By Serena Kerrigan-Noble - English Student @ Lincoln College, Oxford
Post-structuralism is a school of thought which emerged in philosophy and the humanities in the 1960s and the 1970s. It sought to interrogate structuralism’s insistence on the existence of universal structures which provided access points to meaning. Post-structuralism questioned the self-sufficiency of such structures and the binary oppositions on which they relied. Todorov framed his critique of structuralism in terms of it being ‘an attempt to transform literary studies into a scientific discipline…a coherent body of concepts and methods aiming at the knowledge of underlying laws’. Foremost proponents of post-structuralist theory are Roland Barthes, Jacques Derrida, Michel Foucault, and Julia Kristeva.
Structuralism was based on the assumption that meaning was already imminent within the text, which was composed of a system of interdependent elements which formed an autonomous structure. Post-structuralists pointed out that this conceptualisation of the text relies on the assumption that meaning is transparent and fixed within the text before the reader encounters it. Machery’s critique of structuralism in “Literary Analysis: The Tomb of Structures” (1965) argued that this structuralist attempt ‘to extricate a structure’ was ‘to decipher an enigma, to dig up a buried meaning’ and that such ‘criticism merely produces a pre-established truth’, rather than discovers it. Thus, Barthes argued that the ‘goal of all structuralist activity’ was to ‘reconstruct’ the text as ‘an ‘object’, whilst he and Derrida argued that such an object was illusory; the object is, Robert Young observed, the product of ‘the critic’s gaze…located behind or within it’.
By contrast, a post-structuralist reading would seek to understand the text and the systems of knowledge which produced that text.

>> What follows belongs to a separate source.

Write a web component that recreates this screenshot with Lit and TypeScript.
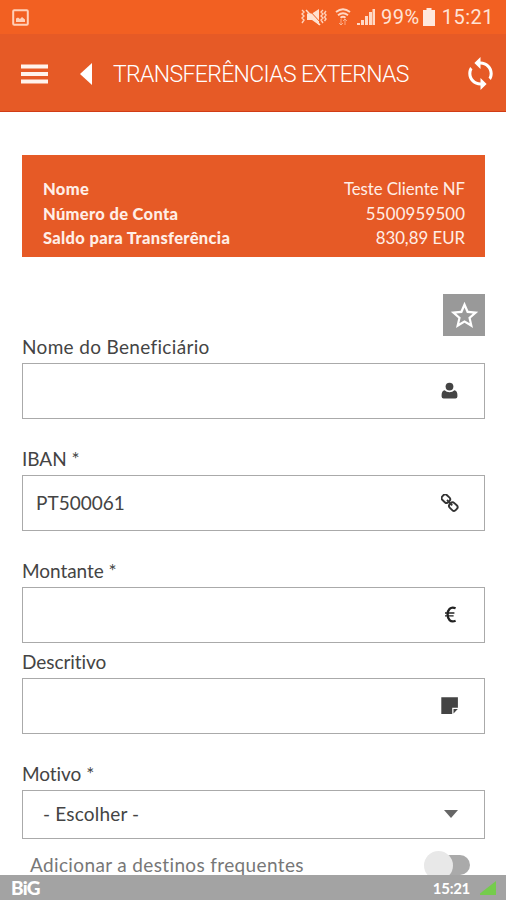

In a 1966 lecture called “Structure, Sign, and Play in the Discourse of the Human Sciences”, Jacques Derrida referred to this interpretative strategy as “decentring” meaning, as it understood to be monolithic or singular, and instead suggested that such univocal meaning was always “deferred”, never arrived at. Roland Barthes’ essay, “The Death of the Author” (1967) argued that the “death” of the author as the sole source of meaning in a text inaugurated the “Birth of the Reader”, whose cultural and social experiences were now considered as informing the reading process.